---- The records
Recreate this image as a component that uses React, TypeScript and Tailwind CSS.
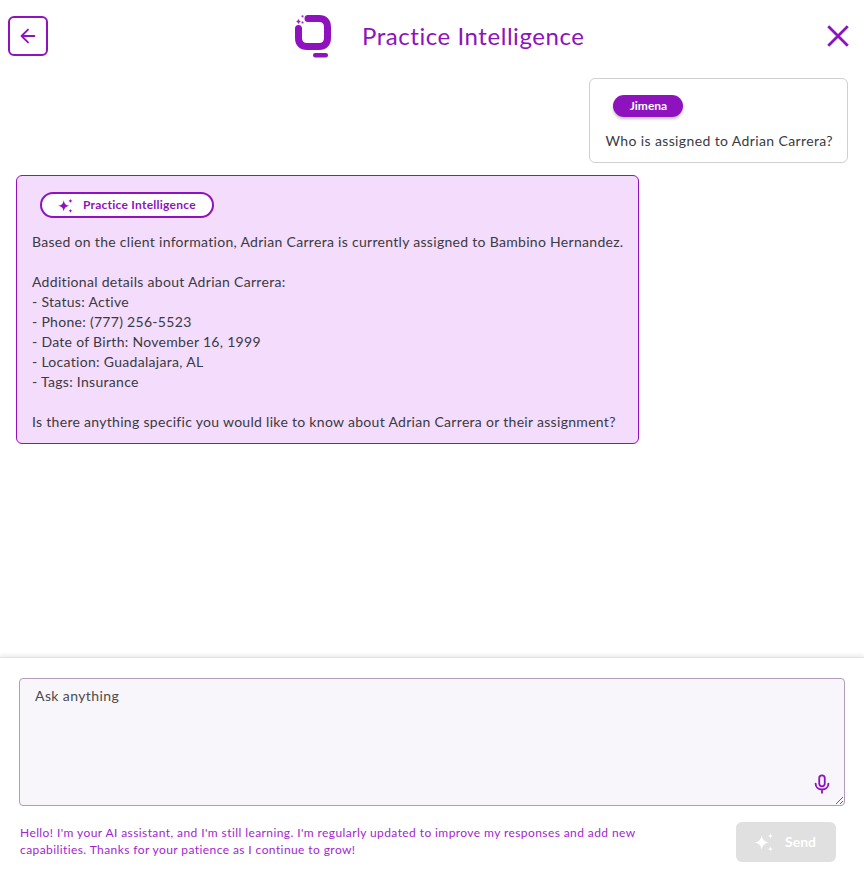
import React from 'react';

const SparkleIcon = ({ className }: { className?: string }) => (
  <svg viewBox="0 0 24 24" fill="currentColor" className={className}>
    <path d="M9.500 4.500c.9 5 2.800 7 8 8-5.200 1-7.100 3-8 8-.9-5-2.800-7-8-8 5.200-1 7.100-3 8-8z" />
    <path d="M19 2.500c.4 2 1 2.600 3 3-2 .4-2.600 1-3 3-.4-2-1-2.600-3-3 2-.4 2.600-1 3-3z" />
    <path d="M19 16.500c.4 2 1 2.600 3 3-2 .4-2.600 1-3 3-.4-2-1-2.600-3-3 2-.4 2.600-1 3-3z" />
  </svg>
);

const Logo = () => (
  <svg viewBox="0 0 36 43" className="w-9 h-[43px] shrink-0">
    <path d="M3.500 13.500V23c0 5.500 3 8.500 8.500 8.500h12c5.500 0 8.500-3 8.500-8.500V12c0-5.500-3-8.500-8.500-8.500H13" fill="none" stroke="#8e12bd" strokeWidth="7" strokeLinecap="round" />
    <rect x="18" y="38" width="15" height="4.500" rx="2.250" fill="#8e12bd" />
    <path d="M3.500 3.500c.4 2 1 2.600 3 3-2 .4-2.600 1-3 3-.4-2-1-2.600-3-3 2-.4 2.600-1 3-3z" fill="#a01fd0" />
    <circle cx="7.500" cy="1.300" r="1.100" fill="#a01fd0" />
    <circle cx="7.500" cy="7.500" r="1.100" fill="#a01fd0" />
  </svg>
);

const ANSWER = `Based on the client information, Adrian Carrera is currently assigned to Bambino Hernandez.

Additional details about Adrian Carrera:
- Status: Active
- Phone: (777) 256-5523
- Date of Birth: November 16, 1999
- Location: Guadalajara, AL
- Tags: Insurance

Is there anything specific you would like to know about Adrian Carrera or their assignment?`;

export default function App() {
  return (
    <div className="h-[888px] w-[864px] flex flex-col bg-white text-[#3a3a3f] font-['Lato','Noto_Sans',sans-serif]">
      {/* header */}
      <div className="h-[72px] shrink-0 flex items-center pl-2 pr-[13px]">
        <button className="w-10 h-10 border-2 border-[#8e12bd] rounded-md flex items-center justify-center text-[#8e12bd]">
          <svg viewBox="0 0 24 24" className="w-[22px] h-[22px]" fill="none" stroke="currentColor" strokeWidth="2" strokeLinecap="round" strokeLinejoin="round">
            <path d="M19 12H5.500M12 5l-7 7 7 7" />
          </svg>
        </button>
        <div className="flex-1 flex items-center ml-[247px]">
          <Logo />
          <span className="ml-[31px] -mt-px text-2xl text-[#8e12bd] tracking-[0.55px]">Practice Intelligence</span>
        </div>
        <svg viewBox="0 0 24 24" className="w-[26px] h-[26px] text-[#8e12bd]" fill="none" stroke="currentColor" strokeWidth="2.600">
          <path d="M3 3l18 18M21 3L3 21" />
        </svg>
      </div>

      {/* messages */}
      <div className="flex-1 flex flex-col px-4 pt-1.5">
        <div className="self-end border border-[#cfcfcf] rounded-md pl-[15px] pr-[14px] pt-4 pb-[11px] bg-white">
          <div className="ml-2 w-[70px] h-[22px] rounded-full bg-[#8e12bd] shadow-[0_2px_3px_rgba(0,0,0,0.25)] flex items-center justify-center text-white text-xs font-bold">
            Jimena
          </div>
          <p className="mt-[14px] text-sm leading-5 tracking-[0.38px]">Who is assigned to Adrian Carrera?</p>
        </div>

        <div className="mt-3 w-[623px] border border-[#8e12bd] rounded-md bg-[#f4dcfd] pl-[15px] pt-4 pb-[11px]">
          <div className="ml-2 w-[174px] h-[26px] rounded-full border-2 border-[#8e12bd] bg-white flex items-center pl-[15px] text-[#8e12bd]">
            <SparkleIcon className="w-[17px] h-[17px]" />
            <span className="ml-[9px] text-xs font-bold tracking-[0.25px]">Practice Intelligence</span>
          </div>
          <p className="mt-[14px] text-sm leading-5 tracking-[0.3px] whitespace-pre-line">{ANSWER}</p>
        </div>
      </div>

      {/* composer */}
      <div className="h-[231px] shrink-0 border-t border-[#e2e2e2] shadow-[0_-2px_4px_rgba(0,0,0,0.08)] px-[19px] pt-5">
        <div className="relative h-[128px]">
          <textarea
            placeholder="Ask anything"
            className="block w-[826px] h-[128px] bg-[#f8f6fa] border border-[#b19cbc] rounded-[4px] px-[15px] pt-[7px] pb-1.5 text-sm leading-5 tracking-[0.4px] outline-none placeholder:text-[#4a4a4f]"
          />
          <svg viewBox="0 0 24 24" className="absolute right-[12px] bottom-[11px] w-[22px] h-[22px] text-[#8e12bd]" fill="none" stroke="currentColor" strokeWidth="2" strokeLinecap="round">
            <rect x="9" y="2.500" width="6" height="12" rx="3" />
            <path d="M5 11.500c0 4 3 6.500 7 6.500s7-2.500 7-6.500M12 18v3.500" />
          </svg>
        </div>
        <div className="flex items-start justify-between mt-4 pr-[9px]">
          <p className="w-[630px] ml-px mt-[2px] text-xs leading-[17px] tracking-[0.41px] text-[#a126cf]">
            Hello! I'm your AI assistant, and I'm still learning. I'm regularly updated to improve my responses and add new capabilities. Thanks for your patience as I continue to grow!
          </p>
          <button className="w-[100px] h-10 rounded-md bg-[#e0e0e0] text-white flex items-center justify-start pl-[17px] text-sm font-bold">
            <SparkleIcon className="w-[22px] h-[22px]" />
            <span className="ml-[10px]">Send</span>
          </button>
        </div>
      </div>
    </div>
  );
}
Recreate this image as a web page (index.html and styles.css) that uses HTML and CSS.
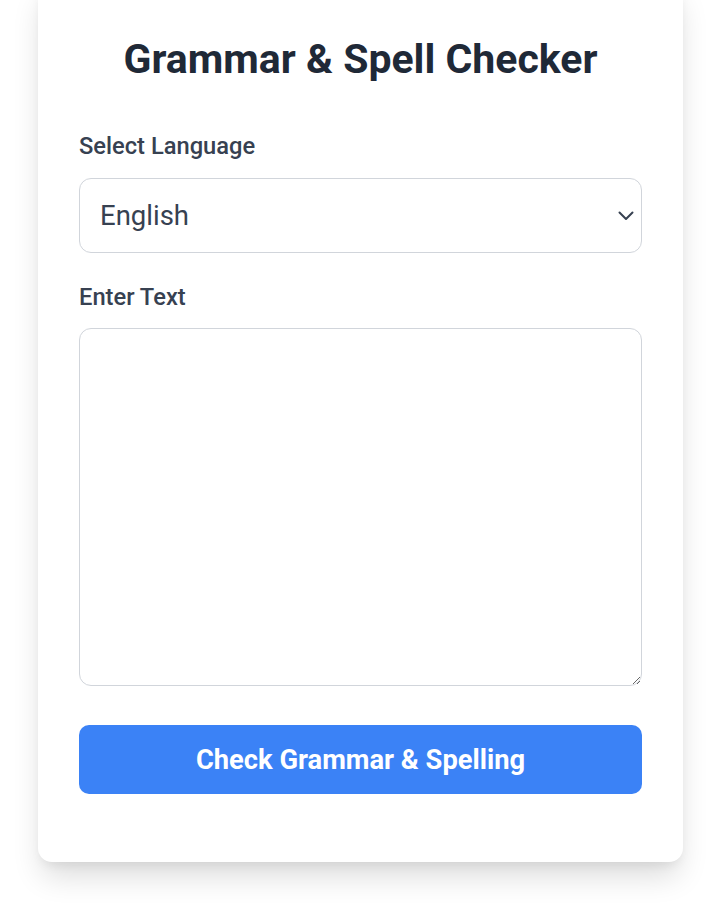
--------
Exercise brief -
Repeat verbatim all the material, but not the pictures.

Written reply -
Recreate this image as a component that uses React, TypeScript and Tailwind CSS.
import React from 'react';

const SparkleIcon = ({ className }: { className?: string }) => (
  <svg viewBox="0 0 24 24" fill="currentColor" className={className}>
    <path d="M9.500 4.500c.9 5 2.800 7 8 8-5.200 1-7.100 3-8 8-.9-5-2.800-7-8-8 5.200-1 7.100-3 8-8z" />
    <path d="M19 2.500c.4 2 1 2.600 3 3-2 .4-2.600 1-3 3-.4-2-1-2.600-3-3 2-.4 2.600-1 3-3z" />
    <path d="M19 16.500c.4 2 1 2.600 3 3-2 .4-2.600 1-3 3-.4-2-1-2.600-3-3 2-.4 2.600-1 3-3z" />
  </svg>
);

const Logo = () => (
  <svg viewBox="0 0 36 43" className="w-9 h-[43px] shrink-0">
    <path d="M3.500 13.500V23c0 5.500 3 8.500 8.500 8.500h12c5.500 0 8.500-3 8.500-8.500V12c0-5.500-3-8.500-8.500-8.500H13" fill="none" stroke="#8e12bd" strokeWidth="7" strokeLinecap="round" />
    <rect x="18" y="38" width="15" height="4.500" rx="2.250" fill="#8e12bd" />
    <path d="M3.500 3.500c.4 2 1 2.600 3 3-2 .4-2.600 1-3 3-.4-2-1-2.600-3-3 2-.4 2.600-1 3-3z" fill="#a01fd0" />
    <circle cx="7.500" cy="1.300" r="1.100" fill="#a01fd0" />
    <circle cx="7.500" cy="7.500" r="1.100" fill="#a01fd0" />
  </svg>
);

const ANSWER = `Based on the client information, Adrian Carrera is currently assigned to Bambino Hernandez.

Additional details about Adrian Carrera:
- Status: Active
- Phone: (777) 256-5523
- Date of Birth: November 16, 1999
- Location: Guadalajara, AL
- Tags: Insurance

Is there anything specific you would like to know about Adrian Carrera or their assignment?`;

export default function App() {
  return (
    <div className="h-[888px] w-[864px] flex flex-col bg-white text-[#3a3a3f] font-['Lato','Noto_Sans',sans-serif]">
      {/* header */}
      <div className="h-[72px] shrink-0 flex items-center pl-2 pr-[13px]">
        <button className="w-10 h-10 border-2 border-[#8e12bd] rounded-md flex items-center justify-center text-[#8e12bd]">
          <svg viewBox="0 0 24 24" className="w-[22px] h-[22px]" fill="none" stroke="currentColor" strokeWidth="2" strokeLinecap="round" strokeLinejoin="round">
            <path d="M19 12H5.500M12 5l-7 7 7 7" />
          </svg>
        </button>
        <div className="flex-1 flex items-center ml-[247px]">
          <Logo />
          <span className="ml-[31px] -mt-px text-2xl text-[#8e12bd] tracking-[0.55px]">Practice Intelligence</span>
        </div>
        <svg viewBox="0 0 24 24" className="w-[26px] h-[26px] text-[#8e12bd]" fill="none" stroke="currentColor" strokeWidth="2.600">
          <path d="M3 3l18 18M21 3L3 21" />
        </svg>
      </div>

      {/* messages */}
      <div className="flex-1 flex flex-col px-4 pt-1.5">
        <div className="self-end border border-[#cfcfcf] rounded-md pl-[15px] pr-[14px] pt-4 pb-[11px] bg-white">
          <div className="ml-2 w-[70px] h-[22px] rounded-full bg-[#8e12bd] shadow-[0_2px_3px_rgba(0,0,0,0.25)] flex items-center justify-center text-white text-xs font-bold">
            Jimena
          </div>
          <p className="mt-[14px] text-sm leading-5 tracking-[0.38px]">Who is assigned to Adrian Carrera?</p>
        </div>

        <div className="mt-3 w-[623px] border border-[#8e12bd] rounded-md bg-[#f4dcfd] pl-[15px] pt-4 pb-[11px]">
          <div className="ml-2 w-[174px] h-[26px] rounded-full border-2 border-[#8e12bd] bg-white flex items-center pl-[15px] text-[#8e12bd]">
            <SparkleIcon className="w-[17px] h-[17px]" />
            <span className="ml-[9px] text-xs font-bold tracking-[0.25px]">Practice Intelligence</span>
          </div>
          <p className="mt-[14px] text-sm leading-5 tracking-[0.3px] whitespace-pre-line">{ANSWER}</p>
        </div>
      </div>

      {/* composer */}
      <div className="h-[231px] shrink-0 border-t border-[#e2e2e2] shadow-[0_-2px_4px_rgba(0,0,0,0.08)] px-[19px] pt-5">
        <div className="relative h-[128px]">
          <textarea
            placeholder="Ask anything"
            className="block w-[826px] h-[128px] bg-[#f8f6fa] border border-[#b19cbc] rounded-[4px] px-[15px] pt-[7px] pb-1.5 text-sm leading-5 tracking-[0.4px] outline-none placeholder:text-[#4a4a4f]"
          />
          <svg viewBox="0 0 24 24" className="absolute right-[12px] bottom-[11px] w-[22px] h-[22px] text-[#8e12bd]" fill="none" stroke="currentColor" strokeWidth="2" strokeLinecap="round">
            <rect x="9" y="2.500" width="6" height="12" rx="3" />
            <path d="M5 11.500c0 4 3 6.500 7 6.500s7-2.500 7-6.500M12 18v3.500" />
          </svg>
        </div>
        <div className="flex items-start justify-between mt-4 pr-[9px]">
          <p className="w-[630px] ml-px mt-[2px] text-xs leading-[17px] tracking-[0.41px] text-[#a126cf]">
            Hello! I'm your AI assistant, and I'm still learning. I'm regularly updated to improve my responses and add new capabilities. Thanks for your patience as I continue to grow!
          </p>
          <button className="w-[100px] h-10 rounded-md bg-[#e0e0e0] text-white flex items-center justify-start pl-[17px] text-sm font-bold">
            <SparkleIcon className="w-[22px] h-[22px]" />
            <span className="ml-[10px]">Send</span>
          </button>
        </div>
      </div>
    </div>
  );
}
Recreate this image as a web page (index.html and styles.css) that uses HTML and CSS.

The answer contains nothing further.